We understand.  These are important considerations as well, which is why financial due diligence must be balanced with the other two pillars, which brings us to…

Pillar #2: Employee Engagement

You can have low and predictable fees and well managed benefit programs, but if you have low engagement, your benefits programs can’t be considered a success.

It is sensible to work towards the outcomes most important for both your organization and the employees who serve your organization.

There are many ways to increase employee engagement with respect to benefits. Some situations require more personal attention and counseling.  Other situations are better addressed with innovative technologies and tools.

You have numerous options in this area. Be creative. Make employee engagement a top priority for your team.

Pillar #3: Governance and Risk Mitigation

No organization or fiduciary officer wants to face legal challenges, but often benefits administration executives think financial due diligence is enough to mitigate risk.

It isn’t.

How will your organization defend why you made the decisions you did five or ten years ago? How will your organization defend why exceptions were made for one person, but not another?

Solid governance includes creating documentation of your decisions and enforcing policies that are uniformly applied. Governance gets overlooked because it’s the least exciting part of benefits management, but it’s critical to your success.

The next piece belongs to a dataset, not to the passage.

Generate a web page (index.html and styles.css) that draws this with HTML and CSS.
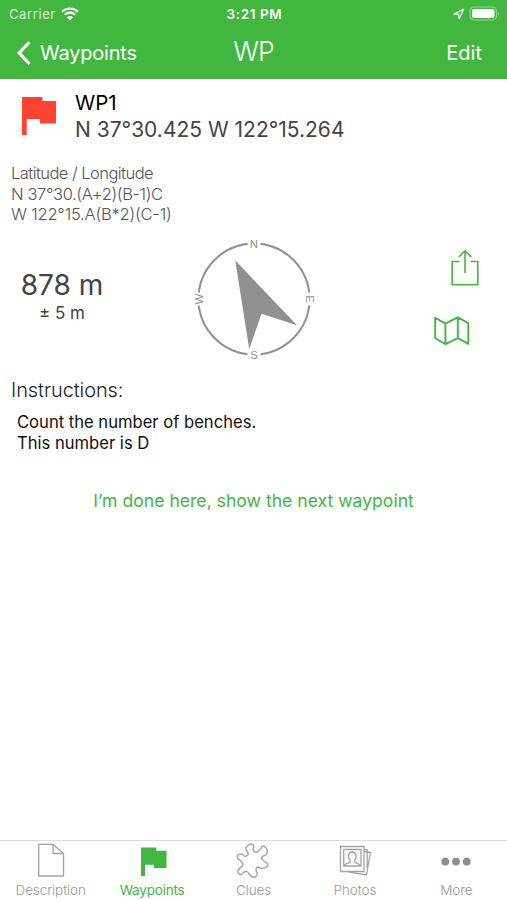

Companies are aware that investments in plans can be a source of significant liability. Few appreciate that plan administration can also be a source of considerable liability and expense beyond contractual fees. Moving to a provider involves creating detailed plan requirements and procedures. However, these may be susceptible to human error and gradually erode over time. Many organizations do not know whether the provider is in fact following the procedures. How does your organization know if your benefit plans are managed in a compliant manner?

Effectively mitigating risk that can result from inaccurate plan administration requires diligence and going beyond the periodically reported performance metrics. Periodic and in-depth examinations of plan operations – both in-house and outsourced functions – can provide insight into areas ripe for process improvement and how procedures may be improved to reduce potential liability.

Balancing the Three Pillars

Your benefit plans should be as unique as your organization. There is no “one right way” to balance these three pillars. That’s why we begin every project by understanding your needs, your issues, your priorities and the outcomes that are most important to you. We help you stay aligned with your organization’s values and priorities.

When you evaluate your benefit program using this framework, your discussions will be based on evidence.